3. Modify SIL mappings
  • Informatica Designer
[]  Source Designer
- drag and drop the source table (_DS)
- go to Source (Menu) > Import from Database - search for the table having the newly added columns in the DW (_DS)
- resolve conflict with Apply to All tables + Replace
[]  Target Designer
- drag and drop the target that we want to alter (_D)
- go to Target (Menu) > Import from Database - search for the table having the newly added columns in the DW (_D)
- resolve conflict with Apply to All tables + Replace
[] Mapping Designer: note that now the column appears in both the _DS and _D tables, however, we have to map it from the source all the way through to the target.
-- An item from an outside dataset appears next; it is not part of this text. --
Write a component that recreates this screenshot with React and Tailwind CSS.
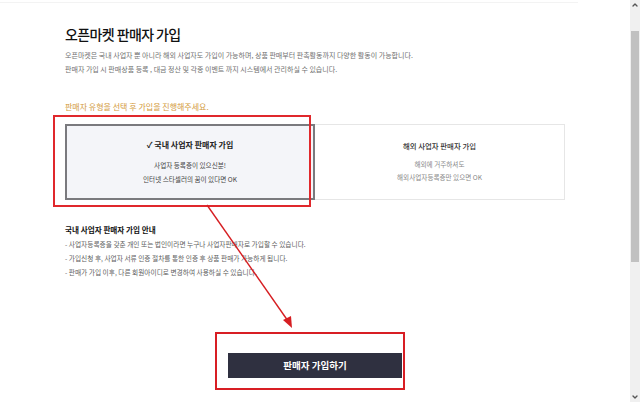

To do so, we open the mapplet and look for the table from which we want to map.
- drag and drop the column from the source to the SQ qualifier until we reach the + sign. NOTE: sometimes it is not required to modify the SQL query as this could be auto-generated. In this case, making sure that the port exists in the SQ is enough.
- drag and drop the column from SQ to the next object following the X_CUSTOM path only.
- drag the column across following the X_CUSTOM path until reaching the Target table
- Save (ctrl+s), then if no conflicts occurred -> Check In the mapping

IMPORTANT: for dimension tables, in the Unspecified mapping, always link the UPDATE Strategy with the Target Definition Column we have just added. I.e.: if the column is string, then link it to ETL_UNSPEC_ST. These Unspecified SIL are present in all Dimension SIL Full workflows to ensure the outer join (ie still display values in the fact even when there is no row in the dim but there are values in the fact table)
 
4. Modify SDE/SIL Workflows
  • Informatica Workflow Manager
- change workflows names: drag the workflow in WF designer > select Workflow menu > Edit > Rename to xx_SDE_/xx_SIL_.
- in the Properties tab, change the logfile name to be XX_.log.
- in Workflow Designer, on the session, right-click > Edit > General tab > Rename. Note that the task name is still the old one, this will be renamed when right-click on the session and specifying Open Task.
- in Properties tab, Parameter Filename needs to point out to the new folder where the workflow resides (CUSTOM_SDE.XX_SDE_.txt) and the new name of the Workflow. Note that these param files are generated from DAC and they need to be in synch with the Informatica mappings/workflows.
- to make sure that the task is executing the SQL query that would bring in the column (as we have altered it in the mapping) we need to Open Task > go to Mapping tab > select the SQ mapplet > SQL Query > check the query... if it does not contain the column (it shouldn't at this phase) then click REVERT and this will bring in the column added.
- repeat for all tasks, sessions, workflows (both incremental and Full).
- Repository > SAVE

Important NOTE: After a Type 1 Customisation we need to run a Full Load first, so that DW is aware of the new columns/tables and will not leave the table in an inconsistent state (ie if running an incremental load then only the new rows would populate the newly added column and the rest of the rows will have a NULL value in the added column)
 
 
DAC Steps
1. Register Table Columns in DAC
[] Design > Tables > query for the _DS and _D tables that we have altered to add the new column
- right-click > Import From Database > Import Database Columns > selected record only
- specify Database = DataWarehouse, then click Read Columns; then select the column from the list and click Import Columns  -- expect to see the newly added
column in the Columns tab of this table. NOTE: if importing all columns, note that the properties of the imported columns might alter the properties of the
already existing columns (this is not something that we want... so in order to avoid this, only import the new columns)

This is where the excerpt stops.